Even such “consumer only” userbases are useful, because they can contribute in casual posts, metrics, some patches here and there helping to understand how users reason and how to tech a different reasoning, because the primary goal of FLOSS is spreading knowledge, anything anyone learn could not being personal only but shared, so not wasted, because knowledge is the sole resource that grow with it’s usage instead of being depleted.

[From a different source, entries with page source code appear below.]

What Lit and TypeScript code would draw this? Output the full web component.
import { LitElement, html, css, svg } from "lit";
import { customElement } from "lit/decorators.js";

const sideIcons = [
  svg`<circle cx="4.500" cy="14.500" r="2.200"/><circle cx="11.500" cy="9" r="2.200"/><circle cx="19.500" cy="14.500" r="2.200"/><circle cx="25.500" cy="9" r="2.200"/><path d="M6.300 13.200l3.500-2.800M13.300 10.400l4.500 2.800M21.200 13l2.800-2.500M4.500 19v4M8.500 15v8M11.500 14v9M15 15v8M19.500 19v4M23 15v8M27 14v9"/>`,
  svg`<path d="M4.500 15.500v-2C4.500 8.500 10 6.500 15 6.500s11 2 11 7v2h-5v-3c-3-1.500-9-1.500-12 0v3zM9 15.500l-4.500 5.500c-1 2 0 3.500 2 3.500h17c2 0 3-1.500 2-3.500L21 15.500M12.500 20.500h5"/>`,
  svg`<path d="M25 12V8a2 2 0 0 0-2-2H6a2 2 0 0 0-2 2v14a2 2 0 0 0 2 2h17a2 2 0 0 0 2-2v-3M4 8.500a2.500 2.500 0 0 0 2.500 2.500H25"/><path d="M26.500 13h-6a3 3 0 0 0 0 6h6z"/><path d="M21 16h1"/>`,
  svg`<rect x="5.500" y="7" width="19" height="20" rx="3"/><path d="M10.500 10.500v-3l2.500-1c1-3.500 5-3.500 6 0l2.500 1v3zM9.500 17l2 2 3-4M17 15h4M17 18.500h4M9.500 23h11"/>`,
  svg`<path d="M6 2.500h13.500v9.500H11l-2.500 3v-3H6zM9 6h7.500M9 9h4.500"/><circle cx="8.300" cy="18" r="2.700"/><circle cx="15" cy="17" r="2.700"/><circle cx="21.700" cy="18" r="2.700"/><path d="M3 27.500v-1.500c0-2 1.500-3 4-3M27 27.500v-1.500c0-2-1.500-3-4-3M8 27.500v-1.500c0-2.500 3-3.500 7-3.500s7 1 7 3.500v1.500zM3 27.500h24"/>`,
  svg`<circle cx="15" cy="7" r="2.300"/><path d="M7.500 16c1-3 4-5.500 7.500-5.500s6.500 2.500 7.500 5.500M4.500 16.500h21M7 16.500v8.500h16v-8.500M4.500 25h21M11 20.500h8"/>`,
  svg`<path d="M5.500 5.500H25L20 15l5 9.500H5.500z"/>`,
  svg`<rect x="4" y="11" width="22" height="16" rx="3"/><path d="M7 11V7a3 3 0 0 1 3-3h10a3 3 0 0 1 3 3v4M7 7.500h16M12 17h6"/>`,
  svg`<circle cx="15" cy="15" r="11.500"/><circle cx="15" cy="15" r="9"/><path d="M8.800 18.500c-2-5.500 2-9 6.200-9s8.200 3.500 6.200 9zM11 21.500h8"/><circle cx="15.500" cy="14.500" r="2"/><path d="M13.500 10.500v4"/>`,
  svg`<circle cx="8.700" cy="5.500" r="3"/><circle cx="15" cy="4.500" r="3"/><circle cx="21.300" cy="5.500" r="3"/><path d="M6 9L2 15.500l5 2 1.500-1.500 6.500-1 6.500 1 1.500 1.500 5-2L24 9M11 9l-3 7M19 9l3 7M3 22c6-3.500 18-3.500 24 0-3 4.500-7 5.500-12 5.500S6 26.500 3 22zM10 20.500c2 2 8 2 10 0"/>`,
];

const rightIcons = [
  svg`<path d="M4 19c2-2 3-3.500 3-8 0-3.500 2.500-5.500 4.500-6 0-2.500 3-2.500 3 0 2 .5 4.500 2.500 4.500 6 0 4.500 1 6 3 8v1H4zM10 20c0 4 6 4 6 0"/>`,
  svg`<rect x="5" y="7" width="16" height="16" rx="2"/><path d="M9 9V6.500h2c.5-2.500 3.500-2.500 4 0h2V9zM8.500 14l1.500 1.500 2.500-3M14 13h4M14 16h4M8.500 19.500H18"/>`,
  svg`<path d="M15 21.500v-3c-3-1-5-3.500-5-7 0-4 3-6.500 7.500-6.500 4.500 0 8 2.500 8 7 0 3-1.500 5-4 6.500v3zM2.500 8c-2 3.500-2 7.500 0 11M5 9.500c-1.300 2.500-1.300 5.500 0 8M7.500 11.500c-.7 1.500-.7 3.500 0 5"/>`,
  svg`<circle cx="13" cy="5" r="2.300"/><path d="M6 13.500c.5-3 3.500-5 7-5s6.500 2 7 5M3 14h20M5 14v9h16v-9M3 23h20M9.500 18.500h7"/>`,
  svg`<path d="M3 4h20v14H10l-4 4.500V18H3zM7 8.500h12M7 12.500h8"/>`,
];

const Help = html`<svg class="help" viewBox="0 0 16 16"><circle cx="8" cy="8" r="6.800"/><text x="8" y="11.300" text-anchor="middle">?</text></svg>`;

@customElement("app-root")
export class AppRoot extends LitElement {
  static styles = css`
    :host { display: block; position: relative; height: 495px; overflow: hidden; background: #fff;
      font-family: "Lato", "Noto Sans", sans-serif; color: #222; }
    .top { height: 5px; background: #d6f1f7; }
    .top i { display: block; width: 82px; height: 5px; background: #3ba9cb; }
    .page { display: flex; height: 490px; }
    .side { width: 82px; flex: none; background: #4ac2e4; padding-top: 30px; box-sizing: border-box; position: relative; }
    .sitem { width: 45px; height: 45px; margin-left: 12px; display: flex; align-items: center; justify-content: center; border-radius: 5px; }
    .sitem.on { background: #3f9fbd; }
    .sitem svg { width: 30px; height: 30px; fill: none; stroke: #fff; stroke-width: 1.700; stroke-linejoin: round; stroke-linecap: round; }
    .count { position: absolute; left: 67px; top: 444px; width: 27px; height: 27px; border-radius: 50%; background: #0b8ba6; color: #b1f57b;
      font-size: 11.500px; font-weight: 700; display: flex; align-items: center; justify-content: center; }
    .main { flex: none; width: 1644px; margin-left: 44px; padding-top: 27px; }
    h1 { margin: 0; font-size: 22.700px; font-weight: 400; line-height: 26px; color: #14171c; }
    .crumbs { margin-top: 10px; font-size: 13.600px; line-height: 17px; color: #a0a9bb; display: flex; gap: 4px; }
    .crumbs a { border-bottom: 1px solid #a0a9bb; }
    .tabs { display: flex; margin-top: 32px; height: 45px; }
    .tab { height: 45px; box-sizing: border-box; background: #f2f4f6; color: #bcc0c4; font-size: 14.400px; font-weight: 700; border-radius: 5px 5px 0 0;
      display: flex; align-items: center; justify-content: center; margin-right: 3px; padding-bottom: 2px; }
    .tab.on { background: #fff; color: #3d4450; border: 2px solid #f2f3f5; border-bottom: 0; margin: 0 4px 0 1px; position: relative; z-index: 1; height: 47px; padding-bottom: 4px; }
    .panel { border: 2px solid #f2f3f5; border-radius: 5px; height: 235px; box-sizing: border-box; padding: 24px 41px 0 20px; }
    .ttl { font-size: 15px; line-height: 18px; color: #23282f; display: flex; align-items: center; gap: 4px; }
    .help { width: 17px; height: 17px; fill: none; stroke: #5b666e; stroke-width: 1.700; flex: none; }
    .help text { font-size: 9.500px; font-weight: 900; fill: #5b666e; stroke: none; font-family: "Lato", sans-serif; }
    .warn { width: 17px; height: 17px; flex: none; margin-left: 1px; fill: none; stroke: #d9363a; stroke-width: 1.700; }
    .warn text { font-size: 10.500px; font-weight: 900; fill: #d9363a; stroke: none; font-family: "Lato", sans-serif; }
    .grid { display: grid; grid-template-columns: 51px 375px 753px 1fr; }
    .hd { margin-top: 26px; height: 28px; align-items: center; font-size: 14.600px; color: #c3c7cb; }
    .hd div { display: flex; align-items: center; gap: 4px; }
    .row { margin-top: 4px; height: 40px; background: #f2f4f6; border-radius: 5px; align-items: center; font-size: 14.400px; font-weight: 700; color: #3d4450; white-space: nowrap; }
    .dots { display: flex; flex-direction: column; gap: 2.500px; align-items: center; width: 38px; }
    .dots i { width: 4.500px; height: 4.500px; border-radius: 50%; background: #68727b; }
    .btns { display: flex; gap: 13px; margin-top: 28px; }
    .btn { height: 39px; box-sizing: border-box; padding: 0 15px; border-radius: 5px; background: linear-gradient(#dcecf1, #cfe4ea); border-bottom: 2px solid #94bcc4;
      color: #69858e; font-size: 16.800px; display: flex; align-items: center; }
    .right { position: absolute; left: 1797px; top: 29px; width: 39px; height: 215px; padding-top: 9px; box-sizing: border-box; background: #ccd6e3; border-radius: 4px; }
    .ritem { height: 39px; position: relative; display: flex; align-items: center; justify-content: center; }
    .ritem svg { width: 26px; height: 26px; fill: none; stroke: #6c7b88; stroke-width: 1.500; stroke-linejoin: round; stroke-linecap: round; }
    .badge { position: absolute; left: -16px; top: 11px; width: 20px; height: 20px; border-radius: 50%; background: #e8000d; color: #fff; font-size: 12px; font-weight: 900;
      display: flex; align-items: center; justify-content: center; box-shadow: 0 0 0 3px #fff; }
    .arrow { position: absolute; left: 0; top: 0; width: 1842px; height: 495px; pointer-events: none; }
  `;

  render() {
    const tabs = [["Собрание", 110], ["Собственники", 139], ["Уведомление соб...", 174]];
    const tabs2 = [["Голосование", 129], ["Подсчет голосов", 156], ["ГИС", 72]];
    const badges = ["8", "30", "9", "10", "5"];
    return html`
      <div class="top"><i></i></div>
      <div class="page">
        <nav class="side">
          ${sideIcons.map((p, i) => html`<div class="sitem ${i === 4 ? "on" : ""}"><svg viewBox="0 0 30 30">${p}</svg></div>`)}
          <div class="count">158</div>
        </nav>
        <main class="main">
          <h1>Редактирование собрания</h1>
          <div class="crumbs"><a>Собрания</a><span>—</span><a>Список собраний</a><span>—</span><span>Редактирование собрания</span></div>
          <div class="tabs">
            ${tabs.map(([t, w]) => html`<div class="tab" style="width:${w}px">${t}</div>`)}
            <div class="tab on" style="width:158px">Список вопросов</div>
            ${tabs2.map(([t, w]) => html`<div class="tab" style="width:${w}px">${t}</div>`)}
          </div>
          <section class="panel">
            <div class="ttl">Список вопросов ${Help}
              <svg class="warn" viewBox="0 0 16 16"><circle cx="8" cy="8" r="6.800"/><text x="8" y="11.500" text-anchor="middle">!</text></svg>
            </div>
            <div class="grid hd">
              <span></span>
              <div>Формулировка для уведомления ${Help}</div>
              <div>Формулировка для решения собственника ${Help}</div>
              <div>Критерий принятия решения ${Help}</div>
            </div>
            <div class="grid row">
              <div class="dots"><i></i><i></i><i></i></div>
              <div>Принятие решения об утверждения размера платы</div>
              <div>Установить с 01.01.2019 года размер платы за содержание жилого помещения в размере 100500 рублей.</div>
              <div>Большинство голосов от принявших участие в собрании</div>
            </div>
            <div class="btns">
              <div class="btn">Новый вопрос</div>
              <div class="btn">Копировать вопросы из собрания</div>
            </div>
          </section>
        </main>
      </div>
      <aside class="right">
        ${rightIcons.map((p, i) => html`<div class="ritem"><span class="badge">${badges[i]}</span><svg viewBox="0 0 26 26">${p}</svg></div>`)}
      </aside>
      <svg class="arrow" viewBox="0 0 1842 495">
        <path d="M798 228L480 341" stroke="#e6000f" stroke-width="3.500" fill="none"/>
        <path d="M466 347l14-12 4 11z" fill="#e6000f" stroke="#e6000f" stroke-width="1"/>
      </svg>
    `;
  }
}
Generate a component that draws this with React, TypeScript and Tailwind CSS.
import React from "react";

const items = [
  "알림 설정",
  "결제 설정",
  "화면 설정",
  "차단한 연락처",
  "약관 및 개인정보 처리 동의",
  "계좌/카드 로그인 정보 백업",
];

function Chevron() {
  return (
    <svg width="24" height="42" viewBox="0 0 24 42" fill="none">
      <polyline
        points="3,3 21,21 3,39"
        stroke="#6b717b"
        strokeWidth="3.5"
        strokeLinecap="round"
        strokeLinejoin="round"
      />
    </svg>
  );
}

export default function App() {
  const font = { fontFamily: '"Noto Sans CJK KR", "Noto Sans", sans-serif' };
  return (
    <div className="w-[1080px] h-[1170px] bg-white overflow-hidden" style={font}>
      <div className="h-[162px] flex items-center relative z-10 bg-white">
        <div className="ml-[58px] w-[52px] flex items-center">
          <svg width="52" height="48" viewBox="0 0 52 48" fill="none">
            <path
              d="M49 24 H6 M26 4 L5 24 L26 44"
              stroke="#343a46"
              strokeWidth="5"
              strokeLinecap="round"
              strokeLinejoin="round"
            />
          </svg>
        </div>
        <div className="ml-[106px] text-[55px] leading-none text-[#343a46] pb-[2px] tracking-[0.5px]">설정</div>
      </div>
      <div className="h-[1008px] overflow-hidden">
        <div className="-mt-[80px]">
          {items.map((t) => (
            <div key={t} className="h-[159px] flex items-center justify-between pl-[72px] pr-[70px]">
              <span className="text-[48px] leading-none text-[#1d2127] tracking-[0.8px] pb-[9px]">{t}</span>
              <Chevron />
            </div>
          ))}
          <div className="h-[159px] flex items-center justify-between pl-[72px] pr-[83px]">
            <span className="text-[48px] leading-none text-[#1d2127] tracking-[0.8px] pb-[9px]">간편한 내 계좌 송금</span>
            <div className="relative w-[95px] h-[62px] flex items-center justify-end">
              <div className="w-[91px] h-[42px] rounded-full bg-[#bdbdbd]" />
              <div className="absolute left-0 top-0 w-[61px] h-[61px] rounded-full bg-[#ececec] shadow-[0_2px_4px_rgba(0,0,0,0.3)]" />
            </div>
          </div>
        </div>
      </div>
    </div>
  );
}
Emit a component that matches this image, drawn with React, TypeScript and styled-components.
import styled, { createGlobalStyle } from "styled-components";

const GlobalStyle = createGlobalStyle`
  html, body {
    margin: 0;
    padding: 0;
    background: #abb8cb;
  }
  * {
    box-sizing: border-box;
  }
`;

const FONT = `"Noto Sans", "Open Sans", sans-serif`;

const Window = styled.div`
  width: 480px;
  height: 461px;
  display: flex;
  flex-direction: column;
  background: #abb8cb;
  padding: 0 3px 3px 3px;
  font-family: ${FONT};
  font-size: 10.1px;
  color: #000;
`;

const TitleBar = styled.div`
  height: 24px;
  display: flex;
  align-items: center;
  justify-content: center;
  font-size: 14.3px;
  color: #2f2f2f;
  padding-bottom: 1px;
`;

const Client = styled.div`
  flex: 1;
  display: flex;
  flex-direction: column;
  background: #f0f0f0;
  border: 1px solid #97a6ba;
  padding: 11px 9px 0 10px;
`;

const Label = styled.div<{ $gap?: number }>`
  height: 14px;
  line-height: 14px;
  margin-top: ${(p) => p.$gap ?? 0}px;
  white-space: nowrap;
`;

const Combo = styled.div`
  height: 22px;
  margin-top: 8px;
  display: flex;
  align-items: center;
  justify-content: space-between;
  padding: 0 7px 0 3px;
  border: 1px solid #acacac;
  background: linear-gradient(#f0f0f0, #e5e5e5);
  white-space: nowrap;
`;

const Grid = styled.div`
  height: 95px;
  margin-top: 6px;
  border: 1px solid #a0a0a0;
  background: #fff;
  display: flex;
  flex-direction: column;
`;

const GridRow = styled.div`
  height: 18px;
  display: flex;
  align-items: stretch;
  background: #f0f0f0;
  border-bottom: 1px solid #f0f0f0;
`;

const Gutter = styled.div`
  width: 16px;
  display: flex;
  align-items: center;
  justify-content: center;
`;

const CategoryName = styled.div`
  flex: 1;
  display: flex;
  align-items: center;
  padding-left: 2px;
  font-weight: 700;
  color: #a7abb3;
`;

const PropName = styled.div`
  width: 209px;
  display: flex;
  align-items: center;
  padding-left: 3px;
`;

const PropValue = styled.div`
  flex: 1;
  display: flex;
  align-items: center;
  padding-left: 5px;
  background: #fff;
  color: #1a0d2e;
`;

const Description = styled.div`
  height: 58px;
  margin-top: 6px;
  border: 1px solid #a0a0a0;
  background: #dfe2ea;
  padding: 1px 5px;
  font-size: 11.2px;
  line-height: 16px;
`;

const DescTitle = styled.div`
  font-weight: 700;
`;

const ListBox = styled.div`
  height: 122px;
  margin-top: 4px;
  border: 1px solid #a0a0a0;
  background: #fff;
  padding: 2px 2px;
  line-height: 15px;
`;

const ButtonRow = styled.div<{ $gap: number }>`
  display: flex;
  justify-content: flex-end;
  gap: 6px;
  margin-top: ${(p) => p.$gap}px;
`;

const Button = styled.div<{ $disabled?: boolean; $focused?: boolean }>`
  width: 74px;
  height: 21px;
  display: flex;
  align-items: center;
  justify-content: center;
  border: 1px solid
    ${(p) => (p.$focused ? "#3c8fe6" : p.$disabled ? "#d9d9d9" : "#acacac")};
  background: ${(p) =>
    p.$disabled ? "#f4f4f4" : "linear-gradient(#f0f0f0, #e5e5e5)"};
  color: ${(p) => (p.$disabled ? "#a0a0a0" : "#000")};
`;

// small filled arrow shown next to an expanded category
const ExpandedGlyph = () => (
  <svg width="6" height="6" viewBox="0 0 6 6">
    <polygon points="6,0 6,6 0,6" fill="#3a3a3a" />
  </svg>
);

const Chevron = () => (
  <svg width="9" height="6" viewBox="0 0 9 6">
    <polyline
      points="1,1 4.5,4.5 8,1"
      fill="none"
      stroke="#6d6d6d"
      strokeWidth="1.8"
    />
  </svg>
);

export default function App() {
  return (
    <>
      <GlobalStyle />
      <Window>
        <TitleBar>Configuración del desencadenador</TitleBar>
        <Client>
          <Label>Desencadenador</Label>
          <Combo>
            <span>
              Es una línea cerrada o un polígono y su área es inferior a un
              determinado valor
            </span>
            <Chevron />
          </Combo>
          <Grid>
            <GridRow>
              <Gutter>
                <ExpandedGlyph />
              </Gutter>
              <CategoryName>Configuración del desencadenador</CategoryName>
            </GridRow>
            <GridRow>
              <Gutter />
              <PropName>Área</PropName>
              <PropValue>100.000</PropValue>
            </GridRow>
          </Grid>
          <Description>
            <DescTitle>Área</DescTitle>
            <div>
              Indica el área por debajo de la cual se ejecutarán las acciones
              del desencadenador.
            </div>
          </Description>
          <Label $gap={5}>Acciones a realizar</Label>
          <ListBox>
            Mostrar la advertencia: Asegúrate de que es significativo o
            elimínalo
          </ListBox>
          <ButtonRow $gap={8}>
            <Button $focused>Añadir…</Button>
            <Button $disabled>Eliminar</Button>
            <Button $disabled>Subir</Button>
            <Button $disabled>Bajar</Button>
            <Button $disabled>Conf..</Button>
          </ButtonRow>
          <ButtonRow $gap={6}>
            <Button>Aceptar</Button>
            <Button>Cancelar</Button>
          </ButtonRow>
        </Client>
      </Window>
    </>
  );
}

Freedom is a consequence because we need to be free to change anything, meaning creating new knowledge, and declarative systems who “document” de facto everything being themselves code are surely the future, but to been able to spread they do need a FLOSS large enough base. So far NixOS have a vast support for pretty anything and a stable version, so this needed phase is done, but recently many projects abort/derail making a big warning sign for the future. NixOps seems to be dead, and it was the needed step to a complete NixOS, the mean to orchestrate/mass deploy forgetting Ansible/Salt as we almost forget the older and much more complex/with much more overhead Puppet/Chef/Cacti etc. NixOS is still the way to easy develop and deploy complex and often complicated modern software, but instead of showing a mainline evolution and various branches, show a fragmentation: here the Flakes, here some forks too young and with a too little community to really go somewhere while the “mainline” seems to be just kept in maintenance mode with just little version bumps.
The sole current fully working fork of NixOS is Guix System, which is good, but I think the respective communities diverge too much to share different ideas the other side regularly pick improving through diversity.